— START —
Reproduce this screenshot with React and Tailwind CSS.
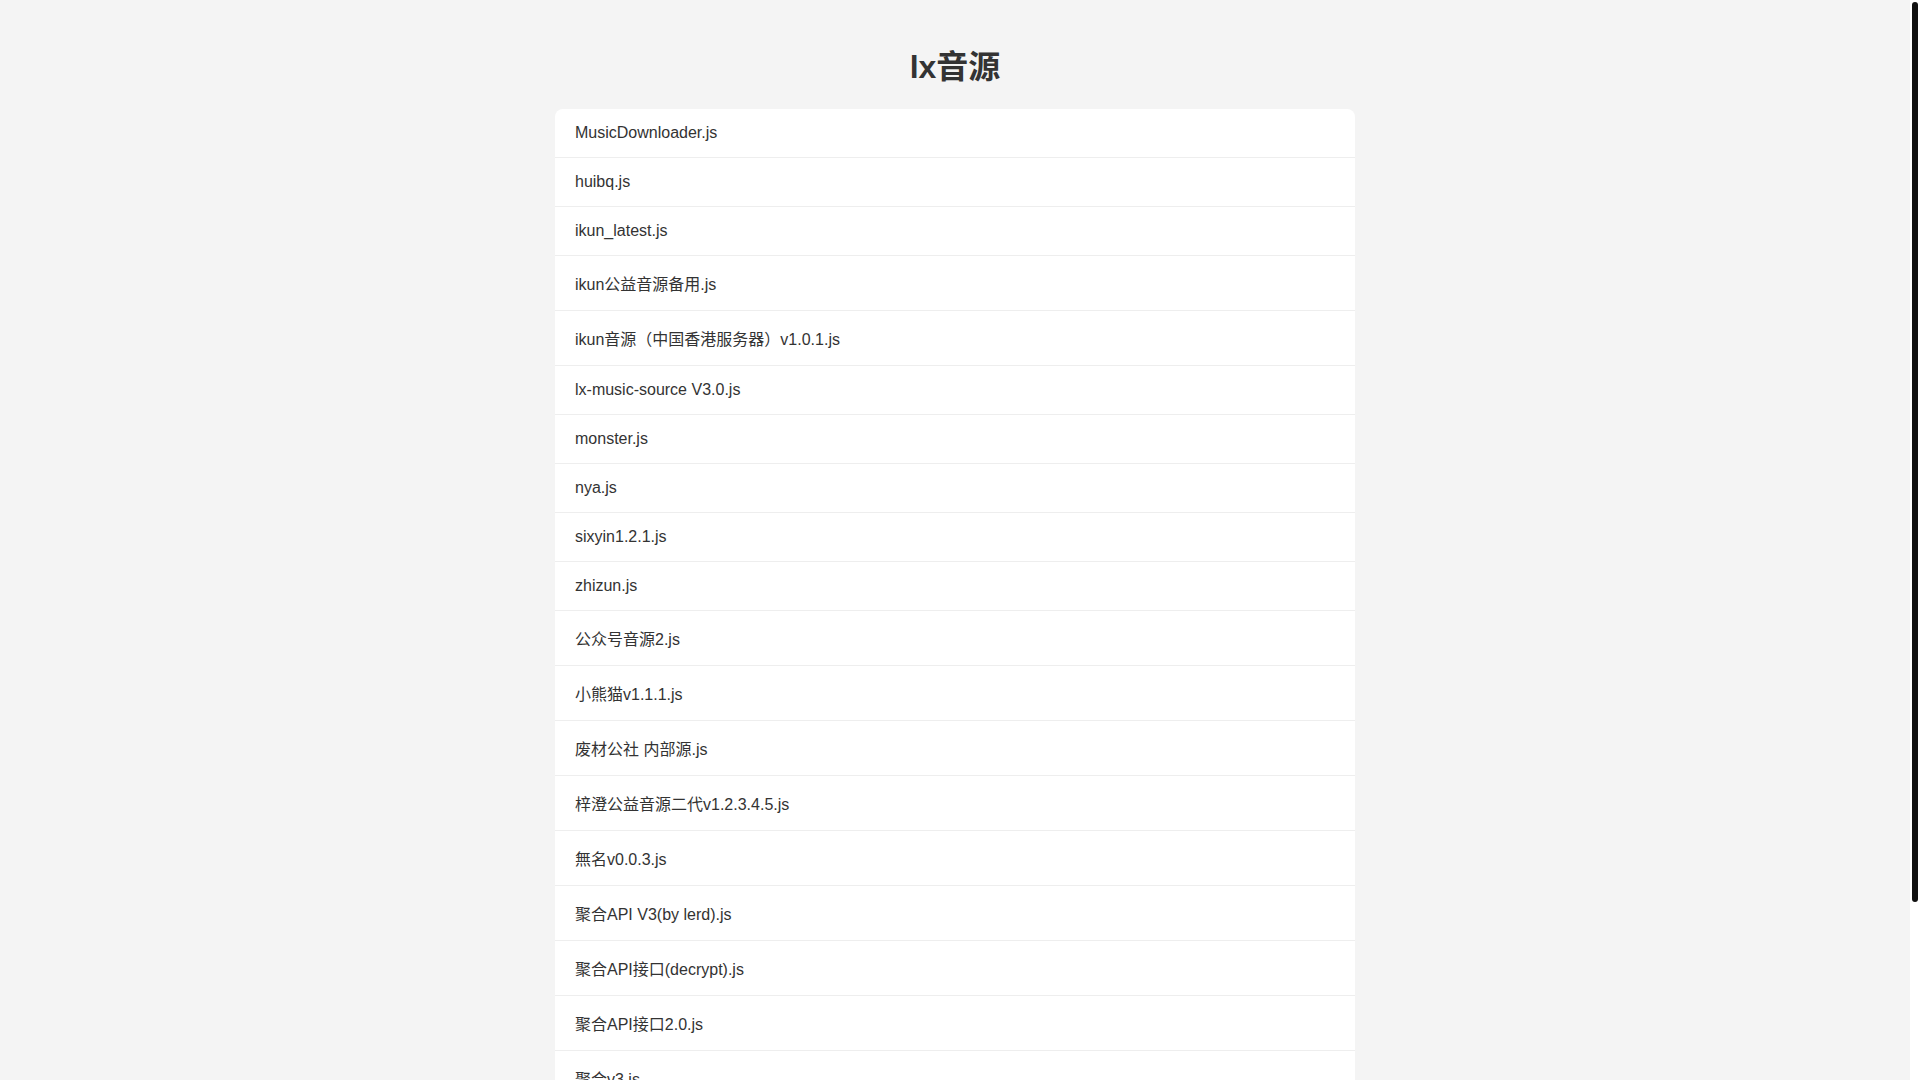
const files = [
  'MusicDownloader.js',
  'huibq.js',
  'ikun_latest.js',
  'ikun公益音源备用.js',
  'ikun音源（中国香港服务器）v1.0.1.js',
  'lx-music-source V3.0.js',
  'monster.js',
  'nya.js',
  'sixyin1.2.1.js',
  'zhizun.js',
  '公众号音源2.js',
  '小熊猫v1.1.1.js',
  '废材公社 内部源.js',
  '梓澄公益音源二代v1.2.3.4.5.js',
  '無名v0.0.3.js',
  '聚合API V3(by lerd).js',
  '聚合API接口(decrypt).js',
  '聚合API接口2.0.js',
  '聚合v3.js',
  '落雪音源.js',
  '野草音源.js',
  '长青SVIP.js',
];

function App() {
  return (
    <div className="flex h-screen bg-[#f4f4f4]">
      <div className="min-w-0 flex-1 overflow-y-auto [scrollbar-width:none]">
        <div className="p-5 text-[#333] font-['Liberation_Sans','Noto_Sans_CJK_SC',sans-serif]">
          <h1 className="my-[21.44px] text-center text-[32px] font-bold leading-[normal]">
            lx音源
          </h1>
          <ul className="mx-auto max-w-[800px] overflow-hidden rounded-lg bg-white">
            {files.map((name) => (
              <li
                key={name}
                className="border-b border-[#eeeeee] px-5 py-[15px] text-base leading-[normal] last:border-b-0"
              >
                {name}
              </li>
            ))}
          </ul>
        </div>
      </div>
      {/* scrollbar track */}
      <div className="w-[10px] shrink-0 bg-white px-[2px] pt-[2px]">
        <div className="h-[900px] w-[6px] rounded-[3px] bg-[#111111]" />
      </div>
    </div>
  );
}

export default App;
— END —
*DIRECTIONS*.
Return the full material word for word. Do not include the pictures.

*WRITTEN REPLY*.
Reproduce this screenshot with React and Tailwind CSS.
const files = [
  'MusicDownloader.js',
  'huibq.js',
  'ikun_latest.js',
  'ikun公益音源备用.js',
  'ikun音源（中国香港服务器）v1.0.1.js',
  'lx-music-source V3.0.js',
  'monster.js',
  'nya.js',
  'sixyin1.2.1.js',
  'zhizun.js',
  '公众号音源2.js',
  '小熊猫v1.1.1.js',
  '废材公社 内部源.js',
  '梓澄公益音源二代v1.2.3.4.5.js',
  '無名v0.0.3.js',
  '聚合API V3(by lerd).js',
  '聚合API接口(decrypt).js',
  '聚合API接口2.0.js',
  '聚合v3.js',
  '落雪音源.js',
  '野草音源.js',
  '长青SVIP.js',
];

function App() {
  return (
    <div className="flex h-screen bg-[#f4f4f4]">
      <div className="min-w-0 flex-1 overflow-y-auto [scrollbar-width:none]">
        <div className="p-5 text-[#333] font-['Liberation_Sans','Noto_Sans_CJK_SC',sans-serif]">
          <h1 className="my-[21.44px] text-center text-[32px] font-bold leading-[normal]">
            lx音源
          </h1>
          <ul className="mx-auto max-w-[800px] overflow-hidden rounded-lg bg-white">
            {files.map((name) => (
              <li
                key={name}
                className="border-b border-[#eeeeee] px-5 py-[15px] text-base leading-[normal] last:border-b-0"
              >
                {name}
              </li>
            ))}
          </ul>
        </div>
      </div>
      {/* scrollbar track */}
      <div className="w-[10px] shrink-0 bg-white px-[2px] pt-[2px]">
        <div className="h-[900px] w-[6px] rounded-[3px] bg-[#111111]" />
      </div>
    </div>
  );
}

export default App;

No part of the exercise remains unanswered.